Question

I'm relatively new to programming, so when someone suggested that building an array of structs (each containing n attributes of a particular "item") was faster than building n arrays of attributes, I found that I didn't know enough about arrays to argue one way or the other.

I read this:

how do arrays work internally in c/c++

and

Basic Arrays Tutorial

But I still don't really understand how a C program retrieves a particular value from an array by index.

It seems pretty clear that data elements of the array are stored adjacent in memory, and that the array name points to the first element.

Are C programs smart enough to do the arithmetic based on data-type and index to figure out the exact memory address of the target data, or does the program have to somehow iterate over every intermediary piece of data before it gets there (as in the linkedlist data structure)?

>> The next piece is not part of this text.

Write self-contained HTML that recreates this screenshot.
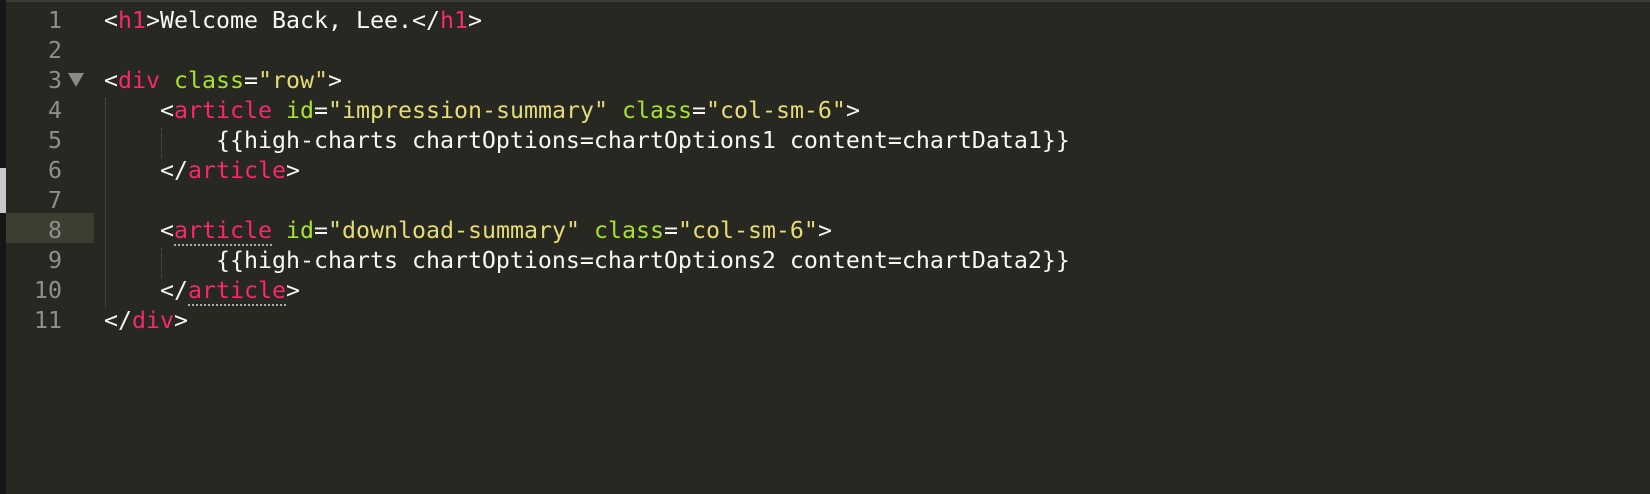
<!DOCTYPE html>
<html><head><meta charset="utf-8"><style>
html,body{margin:0;padding:0;width:1650px;height:494px;overflow:hidden;background:#272822;}
.top{position:absolute;left:0;top:0;width:1650px;height:2px;background:#3b3b37;}
.strip{position:absolute;left:0;top:0;width:6px;height:494px;background:#161616;}
.strip2{position:absolute;left:0;top:168px;width:6px;height:45px;background:#c9c9c9;}
.hl{position:absolute;left:6px;top:213px;width:88px;height:30px;background:#3e3d32;}
.gut{position:absolute;left:0;top:6px;width:62px;text-align:right;font:23.25px/30px "DejaVu Sans Mono",monospace;color:#8f908a;}
.code{position:absolute;left:104px;top:6px;font:23.25px/30px "DejaVu Sans Mono",monospace;color:#f8f8f2;white-space:pre;}
.t{color:#f92672}.a{color:#a6e22e}.s{color:#e6db74}
.u{border-bottom:2px dotted #aaa;}
.g{position:absolute;width:0;border-left:1px dotted #555;}
.arrow{position:absolute;left:68px;top:73px;width:0;height:0;border-left:8px solid transparent;border-right:8px solid transparent;border-top:14px solid #8a8a86;}
</style></head><body>
<div class="top"></div>
<div class="strip"></div><div class="strip2"></div>
<div class="hl"></div>
<div class="gut">1<br>2<br>3<br>4<br>5<br>6<br>7<br>8<br>9<br>10<br>11</div>
<div class="arrow"></div>
<div class="g" style="left:105px;top:98px;height:210px"></div>
<div class="g" style="left:161px;top:128px;height:30px"></div>
<div class="g" style="left:161px;top:248px;height:30px"></div>
<div class="code">&lt;<span class="t">h1</span>&gt;Welcome Back, Lee.&lt;/<span class="t">h1</span>&gt;

&lt;<span class="t">div</span> <span class="a">class</span>=<span class="s">"row"</span>&gt;
    &lt;<span class="t">article</span> <span class="a">id</span>=<span class="s">"impression-summary"</span> <span class="a">class</span>=<span class="s">"col-sm-6"</span>&gt;
        {{high-charts chartOptions=chartOptions1 content=chartData1}}
    &lt;/<span class="t">article</span>&gt;

    &lt;<span class="t u">article</span> <span class="a">id</span>=<span class="s">"download-summary"</span> <span class="a">class</span>=<span class="s">"col-sm-6"</span>&gt;
        {{high-charts chartOptions=chartOptions2 content=chartData2}}
    &lt;/<span class="t u">article</span>&gt;
&lt;/<span class="t">div</span>&gt;</div>
</body></html>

More fundamentally, if a program asks for a piece of information by its memory address, how does the machine find it?

Was it helpful?

Solution

Let's take a simpler example. Let's say you have a array int test[10] which is stored like this at address 1000:

1|2|3|4|5|6|7|8|9|10

The complier knows that, for example, an int is 4 bytes. The array access formula is this:

baseaddr + sizeof(type) * index

The size of a struct is just the sum of the sizes of its elements plus any padding added by the compiler. So the size of this struct:

struct test {
  int i;
  char c;
}

Might be 5. It also might not be, because of padding.

As for your last question, very shortly (this is very complicated) the MMU uses the page table to translate the virtual address to a physical address, which is then requested, which if it's in cache, is returned, and otherwise is fetched from main memory.

OTHER TIPS

You wrote:

Are C programs smart enough to do the arithmetic based on data-type and index to figure out the exact memory address of the target data

Yes, that is exactly what they do. They do not iterate over intervening items (and doing so would not help since there are no markers to guide beginning and end of each item).

so here is the whole trick, array elements are adjacent in memory.

when you declare an array for example: int A[10];
the variable A is a pointer to the first element in the array.

now comes the indexing part, whenever you do A[i] it is exactly as if you were doing *(A+i).

the index is just an offset to the beginning address of the array, also keep in mind that in pointer arithmetic the offset is multiplied by the size of the data type of the array.

to get a better understanding of this write a little code, declare an array and print the address of it and then of each element in the array. and notice how the offset is always the same and equal to the size of the data type of your array on your machine.